In future filings, AEP and its registrant subsidiaries will expand our disclosure related to sales and purchases to and from RTOs.
Property, Plant and Equipment and Equity Investments, page A-53
6. | With respect to your nonregulated operations, please explain to us why you charge retirements from plant accounts, net of salvage, to accumulated depreciation rather than recording a gain or loss. |
Response:
The AEP Utility Operations segment’s generation fleet provides power to its cost based regulated utilities and is managed as an integrated pool. In Ohio and Virginia (until recently), generating plants are considered nonregulated. However, operationally they were retained in AEP’s power pool and used to supply power to the east utility operating companies. In addition, several of the generating plants are jointly owned and are considered both “regulated” and “nonregulated” (see discussion below). Because the operational nature of the nonregulated plants did not change, AEP did not change its depreciation policies related to the plants that are considered “nonregulated”. Accordingly, these generation assets continued to be included in the assets of the Utility Operations segment.
At certain generating plants, the individual generating units are owned by utilities whose generation rates are both regulated and nonregulated. For example, Amos generating Unit 3 is owned 2/3 by Ohio Power (nonregulated) and 1/3 by Appalachian Power (regulated in West Virginia and nonregulated in Virginia).
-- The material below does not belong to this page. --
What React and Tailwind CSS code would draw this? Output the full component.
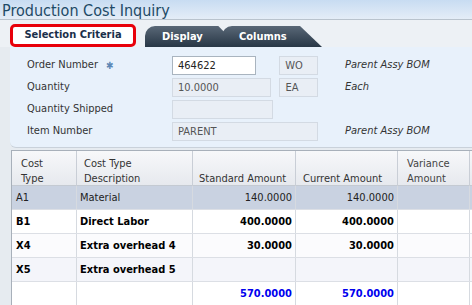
const FONT = { fontFamily: '"DejaVu Sans Condensed", "DejaVu Sans", Tahoma, sans-serif', fontStretch: 'condensed' };

const ROWS = [
  { type: 'A1', desc: 'Material', std: '140.0000', cur: '140.0000', bold: false, bg: 'bg-[#c9d2e1]' },
  { type: 'B1', desc: 'Direct Labor', std: '400.0000', cur: '400.0000', bold: true, bg: 'bg-white' },
  { type: 'X4', desc: 'Extra overhead 4', std: '30.0000', cur: '30.0000', bold: true, bg: 'bg-[#fbfbfd]' },
  { type: 'X5', desc: 'Extra overhead 5', std: '', cur: '', bold: true, bg: 'bg-[#f4f5fa]' },
];

const COLS = 'grid grid-cols-[65px_116px_103px_102px_72px_1fr]';

function Field({ value, width, white }) {
  return (
    <div
      className={`h-[19px] border px-[5px] text-[11px] leading-[17px] ${width} ${
        white ? 'bg-white border-[#a9b4bf] text-[#222]' : 'bg-[#e9eef5] border-[#d3dae3] text-[#555]'
      }`}
    >
      {value}
    </div>
  );
}

function FormRow({ label, star, children, note }) {
  return (
    <div className="flex items-center h-[22px]">
      <div className="w-[162px] pl-[17px] text-[11px] text-[#333] flex items-center gap-[8px]">
        {label}
        {star && <span className="text-[#5d88b5] text-[10px]">✱</span>}
      </div>
      <div className="w-[146px] flex gap-[8px]">{children}</div>
      <div className="pl-[27px] italic text-[11px] text-[#333]">{note}</div>
    </div>
  );
}

function DarkTab({ label, className }) {
  return (
    <div className={`relative h-[21px] ${className}`}>
      <div className="absolute inset-0 rounded-tl-[10px] rounded-tr-[18px] bg-gradient-to-b from-[#5a6877] to-[#283746] [clip-path:polygon(0_0,78%_0,100%_100%,0_100%)]" />
      <span className="relative block pl-[17px] leading-[21px] text-[11px] font-bold text-white">{label}</span>
    </div>
  );
}

export default function App() {
  return (
    <div className="w-[472px] h-[305px] overflow-hidden bg-[#e6ebf0]" style={FONT}>
      <div className="h-[20px] bg-gradient-to-b from-[#c8dcf2] to-[#e4edf7] border-b border-[#b9c3cd] pl-[2px] text-[16px] leading-[21px] text-[#1e4a66]">
        Production Cost Inquiry
      </div>

      <div className="flex items-end h-[27px] pl-[10px] pt-[4px] bg-[#edf1f5]">
        <div className="w-[126px] h-[23px] bg-white border-[3px] border-[#e8000a] rounded-[5px] flex items-center justify-center text-[11px] font-bold text-[#1a2f4a]">
          Selection Criteria
        </div>
        <DarkTab label="Display" className="ml-[9px] w-[94px]" />
        <DarkTab label="Columns" className="-ml-[17px] w-[100px]" />
      </div>

      <div className="ml-[10px] bg-[#e8f1fb] rounded-bl-[6px] border-b border-[#c9d1da] pt-[7px] pb-[5px]">
        <FormRow label="Order Number" star note="Parent Assy BOM">
          <Field value="464622" width="w-[85px]" white />
          <Field value="WO" width="w-[39px] ml-[15px]" />
        </FormRow>
        <FormRow label="Quantity" note="Each">
          <Field value="10.0000" width="w-[101px]" />
          <Field value="EA" width="w-[39px]" />
        </FormRow>
        <FormRow label="Quantity Shipped">
          <Field value="" width="w-[101px]" />
        </FormRow>
        <FormRow label="Item Number" note="Parent Assy BOM">
          <Field value="PARENT" width="w-[146px]" />
        </FormRow>
      </div>

      <div className="ml-[11px] mt-[2px] border-l border-t border-[#a8b0ba] bg-white text-[11px] text-[#222]">
        <div className={`${COLS} h-[35px] bg-gradient-to-b from-[#f7f8fa] to-[#e6e9ee] border-b border-[#c4cad2] whitespace-nowrap text-[#333]`}>
          <div className="border-r border-[#c9ced6] px-[9px] pt-[5px] leading-[15px]">Cost<br />Type</div>
          <div className="border-r border-[#c9ced6] px-[7px] pt-[5px] leading-[15px]">Cost Type<br />Description</div>
          <div className="border-r border-[#c9ced6] px-[6px] pt-[20px] leading-[15px]">Standard Amount</div>
          <div className="border-r border-[#c9ced6] px-[7px] pt-[20px] leading-[15px]">Current Amount</div>
          <div className="border-r border-[#c9ced6] px-[9px] pt-[5px] leading-[15px] text-[#444]">Variance<br />Amount</div>
          <div />
        </div>
        {ROWS.map((r) => (
          <div key={r.type} className={`${COLS} h-[24px] leading-[23px] border-b border-[#dcdfe5] ${r.bg} ${r.bold ? 'font-bold text-black' : ''}`}>
            <div className="border-r border-[#d6dae0] px-[4px]">{r.type}</div>
            <div className="border-r border-[#d6dae0] px-[3px]">{r.desc}</div>
            <div className="border-r border-[#d6dae0] px-[3px] text-right">{r.std}</div>
            <div className="border-r border-[#d6dae0] px-[3px] text-right">{r.cur}</div>
            <div className="border-r border-[#d6dae0]" />
            <div />
          </div>
        ))}
        <div className={`${COLS} h-[24px] leading-[23px] font-bold text-[#0000ee]`}>
          <div className="border-r border-[#d6dae0]" />
          <div className="border-r border-[#d6dae0]" />
          <div className="border-r border-[#d6dae0] px-[3px] text-right">570.0000</div>
          <div className="border-r border-[#d6dae0] px-[3px] text-right">570.0000</div>
          <div className="border-r border-[#d6dae0]" />
          <div />
        </div>
      </div>
    </div>
  );
}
At Sporn Generating Plant, generating Units 1 and 3 are owned by Appalachian Power (regulated in West Virginia and nonregulated in Virginia) and generating Units 2, 4 and 5 are owned by Ohio Power Company (nonregulated).
Retirements from the plant accounts, net of salvage, are charged to accumulated depreciation for nonregulated operations because AEP has continued accounting for its nonregulated operations using the group composite method of depreciation. AEP believes the group composite method of depreciation complies with both Generally Accepted Accounting Principles and SEC Staff Accounting Bulletin No. 5B. Accounting Research Bulletin 43 allows the application of systematic and rational methods of depreciation. SAB 5B permits gains and losses to be charged or credited to accumulated depreciation.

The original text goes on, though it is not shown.